The Secret To Using Past Papers Effectively

Most students use past papers but very few use them properly.

That’s why so many students feel like they’re “doing loads of papers” but not really improving – marks stay stubbornly the same, confidence wobbles, and revision becomes stressful rather than productive.

The reason is simple:

Past papers are one of the most powerful revision tools available – but only if you know what they’re actually for.

What follows is the approach I recommend to my own students. It’s simple, it’s repeatable, and it quietly fixes the biggest problem with most revision plans.

What Most Students Think Past Papers Are For

Ask a student why they’re doing a past paper and you’ll usually hear something like:

  • “To see what grade I’m getting”
  • “To practise exam timing”
  • “To see if I’m ready”

None of these are wrong – but they miss the real point.

When past papers are treated as mini-mock exams, students learn very little from them. They finish the paper, look at the score, feel good or bad… and move on.

The secret is this:

Past papers aren’t there to judge you. They’re there to expose your gaps.

Once you understand that, everything changes.

Step 1: Sit the Paper – But Don’t Stop When Time Runs Out

Start by sitting a full past paper:

  • In timed conditions
  • Without notes
  • As realistically as possible

So far, so normal.

Here’s the part almost no one does – and it matters more than you’d think:

When the time runs out, don’t stop!

Instead:

  • Change to a different coloured pen
  • Continue attempting the rest of the paper

This removes the biggest blind spot in revision: unanswered questions.
Every topic gets revealed – not just the ones you reached under pressure.

At this stage, the paper is not about performance. It’s about information.

Step 2: Mark the Paper for One Reason Only

When marking, forget the grade.

You are not asking:

  • “What did I get?”
  • “Is this good or bad?”

You are asking just one question:

“Which topics didn’t go to plan and how do I fix them?”

Write down only those topics (excluding anything not yet taught). This list is the real lesson learnt from doing the paper.

Here’s why this is far better than making long checklists of topics to work through:

  • The list of topics is short
  • The list is reflective of the current situation
  • The list is personalised

Instead of revising everything, the paper has told you exactly what needs fixing next.
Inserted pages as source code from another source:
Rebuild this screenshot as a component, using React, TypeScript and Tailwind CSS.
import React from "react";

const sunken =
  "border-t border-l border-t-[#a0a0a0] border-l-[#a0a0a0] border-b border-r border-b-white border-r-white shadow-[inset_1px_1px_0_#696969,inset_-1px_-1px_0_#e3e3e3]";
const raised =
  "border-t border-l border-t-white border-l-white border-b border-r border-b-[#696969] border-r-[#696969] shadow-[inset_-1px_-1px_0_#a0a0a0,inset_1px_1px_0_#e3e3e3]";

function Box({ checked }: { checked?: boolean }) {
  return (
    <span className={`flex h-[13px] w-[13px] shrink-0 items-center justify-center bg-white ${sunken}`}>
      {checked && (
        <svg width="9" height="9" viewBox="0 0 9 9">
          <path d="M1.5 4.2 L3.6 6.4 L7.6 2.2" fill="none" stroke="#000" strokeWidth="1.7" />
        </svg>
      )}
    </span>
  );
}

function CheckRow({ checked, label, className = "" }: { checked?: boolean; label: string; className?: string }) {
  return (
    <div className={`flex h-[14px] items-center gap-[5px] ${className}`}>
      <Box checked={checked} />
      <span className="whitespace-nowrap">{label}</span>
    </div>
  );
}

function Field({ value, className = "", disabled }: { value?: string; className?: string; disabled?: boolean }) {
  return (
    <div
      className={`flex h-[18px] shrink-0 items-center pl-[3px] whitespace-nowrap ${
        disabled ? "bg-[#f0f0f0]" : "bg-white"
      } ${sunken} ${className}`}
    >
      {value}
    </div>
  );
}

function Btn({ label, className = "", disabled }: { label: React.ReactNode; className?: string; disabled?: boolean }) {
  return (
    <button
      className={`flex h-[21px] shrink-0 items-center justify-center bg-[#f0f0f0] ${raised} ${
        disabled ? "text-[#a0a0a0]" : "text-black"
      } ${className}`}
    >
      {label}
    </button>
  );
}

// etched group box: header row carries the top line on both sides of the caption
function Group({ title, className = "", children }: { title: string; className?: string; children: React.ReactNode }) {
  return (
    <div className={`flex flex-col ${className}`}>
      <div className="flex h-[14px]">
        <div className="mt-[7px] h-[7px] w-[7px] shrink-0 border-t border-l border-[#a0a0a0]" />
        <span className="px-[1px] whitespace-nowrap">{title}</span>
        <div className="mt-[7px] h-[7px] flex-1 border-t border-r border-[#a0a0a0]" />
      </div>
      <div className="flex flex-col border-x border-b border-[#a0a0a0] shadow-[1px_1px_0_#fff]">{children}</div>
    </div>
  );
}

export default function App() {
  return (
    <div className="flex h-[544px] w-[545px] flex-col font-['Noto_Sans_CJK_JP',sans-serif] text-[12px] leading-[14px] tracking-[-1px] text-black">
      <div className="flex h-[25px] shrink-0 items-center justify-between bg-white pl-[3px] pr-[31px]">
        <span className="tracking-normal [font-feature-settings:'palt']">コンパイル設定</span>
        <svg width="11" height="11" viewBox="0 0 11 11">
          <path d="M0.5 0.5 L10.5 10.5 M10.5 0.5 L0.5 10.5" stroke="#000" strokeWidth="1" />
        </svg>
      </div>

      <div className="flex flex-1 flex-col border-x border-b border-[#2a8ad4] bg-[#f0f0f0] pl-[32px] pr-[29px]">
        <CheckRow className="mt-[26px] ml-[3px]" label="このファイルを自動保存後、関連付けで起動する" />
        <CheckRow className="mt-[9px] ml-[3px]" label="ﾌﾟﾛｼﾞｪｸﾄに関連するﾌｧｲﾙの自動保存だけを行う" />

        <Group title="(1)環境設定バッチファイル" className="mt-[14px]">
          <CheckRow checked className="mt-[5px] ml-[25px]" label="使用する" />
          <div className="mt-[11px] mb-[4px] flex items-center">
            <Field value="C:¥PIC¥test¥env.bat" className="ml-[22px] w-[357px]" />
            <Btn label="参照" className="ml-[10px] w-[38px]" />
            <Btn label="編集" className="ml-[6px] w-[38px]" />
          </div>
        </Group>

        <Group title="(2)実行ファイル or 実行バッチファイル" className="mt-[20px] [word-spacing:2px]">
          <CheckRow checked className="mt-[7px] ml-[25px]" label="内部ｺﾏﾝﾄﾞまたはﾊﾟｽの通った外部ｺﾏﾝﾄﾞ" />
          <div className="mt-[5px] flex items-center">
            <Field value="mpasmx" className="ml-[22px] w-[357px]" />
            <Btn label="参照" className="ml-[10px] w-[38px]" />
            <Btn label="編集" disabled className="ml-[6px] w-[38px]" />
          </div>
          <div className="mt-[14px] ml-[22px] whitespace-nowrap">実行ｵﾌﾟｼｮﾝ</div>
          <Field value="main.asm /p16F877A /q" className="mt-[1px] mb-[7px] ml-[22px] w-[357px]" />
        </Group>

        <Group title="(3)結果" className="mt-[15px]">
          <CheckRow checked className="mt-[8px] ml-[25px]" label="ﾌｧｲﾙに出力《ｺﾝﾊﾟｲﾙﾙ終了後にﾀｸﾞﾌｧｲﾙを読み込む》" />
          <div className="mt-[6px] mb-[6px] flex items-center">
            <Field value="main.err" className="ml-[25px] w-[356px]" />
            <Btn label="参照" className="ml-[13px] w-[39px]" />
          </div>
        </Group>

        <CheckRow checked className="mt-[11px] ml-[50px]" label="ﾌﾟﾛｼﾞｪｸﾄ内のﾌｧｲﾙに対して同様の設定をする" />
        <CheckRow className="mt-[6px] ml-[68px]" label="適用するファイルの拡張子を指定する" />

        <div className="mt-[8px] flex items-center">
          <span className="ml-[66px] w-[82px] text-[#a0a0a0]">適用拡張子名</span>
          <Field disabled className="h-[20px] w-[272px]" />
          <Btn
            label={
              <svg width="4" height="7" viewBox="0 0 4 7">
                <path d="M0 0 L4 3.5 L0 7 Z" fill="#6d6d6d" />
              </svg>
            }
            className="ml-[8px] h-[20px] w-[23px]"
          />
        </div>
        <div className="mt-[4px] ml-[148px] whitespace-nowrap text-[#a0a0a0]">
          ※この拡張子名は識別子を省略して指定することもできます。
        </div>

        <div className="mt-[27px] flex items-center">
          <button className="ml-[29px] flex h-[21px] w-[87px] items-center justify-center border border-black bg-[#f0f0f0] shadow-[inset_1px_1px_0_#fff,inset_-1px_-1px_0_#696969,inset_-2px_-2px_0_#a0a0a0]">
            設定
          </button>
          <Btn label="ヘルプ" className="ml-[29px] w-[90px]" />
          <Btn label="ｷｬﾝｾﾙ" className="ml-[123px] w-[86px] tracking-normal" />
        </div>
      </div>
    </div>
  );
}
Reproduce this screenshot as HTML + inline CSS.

Step 3: Fix the Gaps – Properly

Now, and only now, does focused revision begin.

For each topic on your list:

  • Use exam questions by topic
  • Use worked examples
  • Use clear explanations where needed

And follow one non-negotiable rule:

Don’t move on until you can successfully answer the question that caught you out in the paper.

Not until it “looks familiar”.
Not until it “makes sense”.

Until you can actually do it.

That’s when revision works.

Step 4: Repeat – This Is Where the Magic Happens

Once the gap list is cleared:

  1. Sit another past paper
  2. Identify the new gaps
  3. Fix them
  4. Repeat

Here’s what students notice when they do this consistently:

  • Gap lists shrink
  • Papers feel less intimidating
  • Confidence becomes calm rather than forced

You’re improving exactly where the exam demands it, in real time.

A Quiet Warning About Stats and Mechanics

Many students quietly downgrade statistics and mechanics because they feel easier.

That assumption regularly costs marks.

These topics:

  • Catch students out under pressure
  • Make up one third of the course
  • Are fully tested in modern papers

They should run through this same cycle, paper after paper, just like pure maths.

The Real Secret, Revealed

The most important point to take away is this: past papers are not the final stage of revision. They are the merely starting point.

When used properly, they:

  • Keep revision short and manageable
  • Prevent wasted time on comfortable topics
  • Remove guesswork from revision planning

That’s why students who revise this way often improve faster – with less stress.